As Yvonne enters her last year of high school, she is losing
her enchantment with playing violin. Up
to now, she’s assumed she would go to a conservatory. But after her teacher drops her, it just
doesn’t seem worth the trouble. Then she
meets a street musician named Omar who really believes in her and who inspires
her with his own playing and with his casual bohemian lifestyle.
But this isn't the only option she has. Accidentally, she discovers that she has some serious baking talent. Her father (a professional chef) and his mentor think she should become a
pastry chef. The idea of following into the same sort of work as her Dad had never occurred to her, but it doesn't seem like a terrible option.
Career is not the only thing that Yvonne is struggling
with. Omar isn’t the only guy on her
mind and her long-standing friendship with Warren, her father’s sous chef, is starting to heat up. Juggling the two guys seems OK as long as they are just friends. But Warren wants to take
it to the next level and things with Omar have moved beyond friendship. And then events intervene that force Yvonne to make some difficult choices.
I was doing pretty well with this breezy but thoughtful
exploration of a young woman’s struggle to discover herself. There were a few melodramas (a missing mother, some baggage with Warren, etc.) but Yvonne is a great character who stands up for
herself and makes all the right statements.
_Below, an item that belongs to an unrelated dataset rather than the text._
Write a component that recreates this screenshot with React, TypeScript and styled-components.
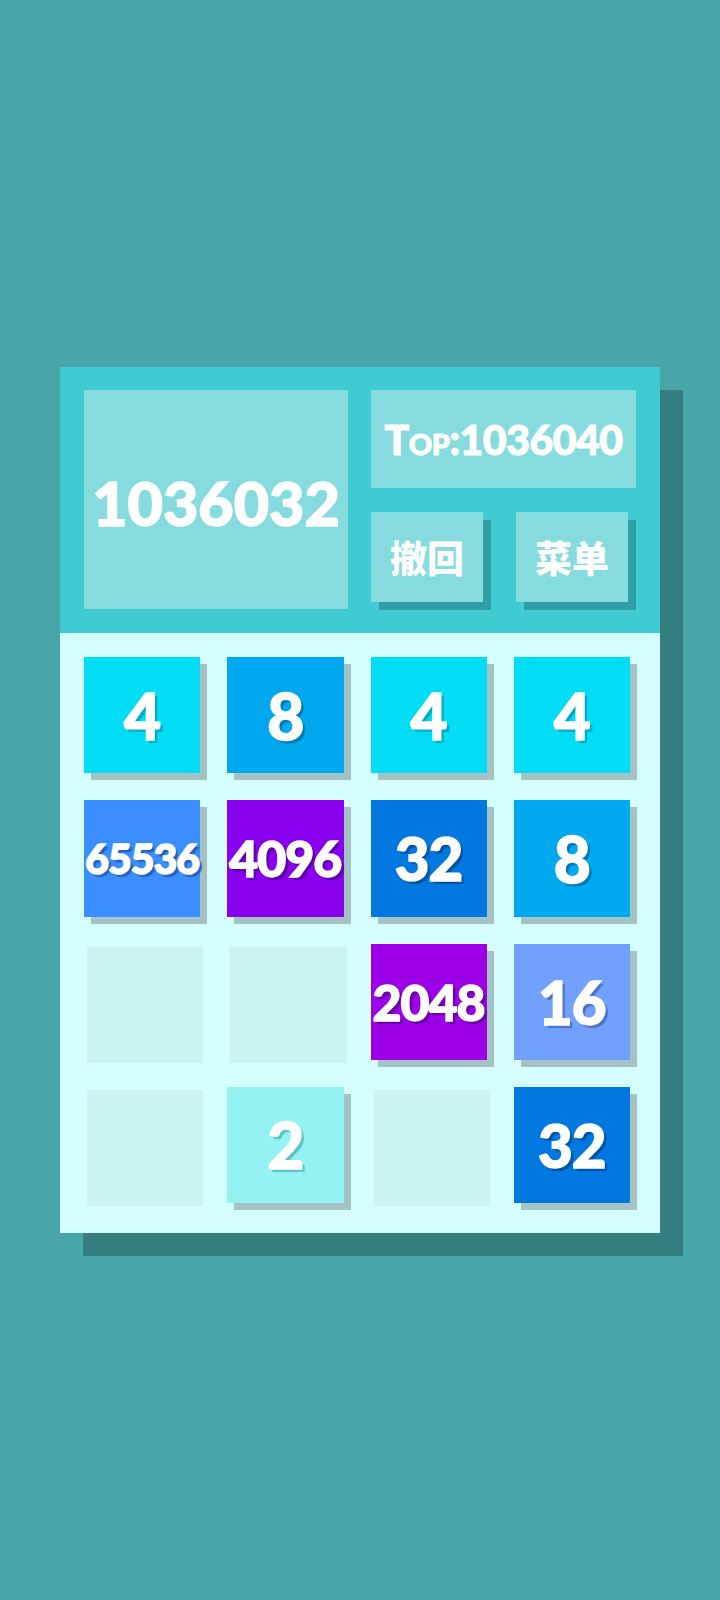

I imagined her coming up with a cool decision at the end that would
resolve her dilemma. But then Colbert
throws in the aforementioned crisis out of the blue that amps the story and makes her character more symbolic (and subsequently less interesting). The twist largely ditches the original
story and opens the narrative up to a polemic that sidetracks her
character. The ending is not bad but so
much of what the story was building up to is lost.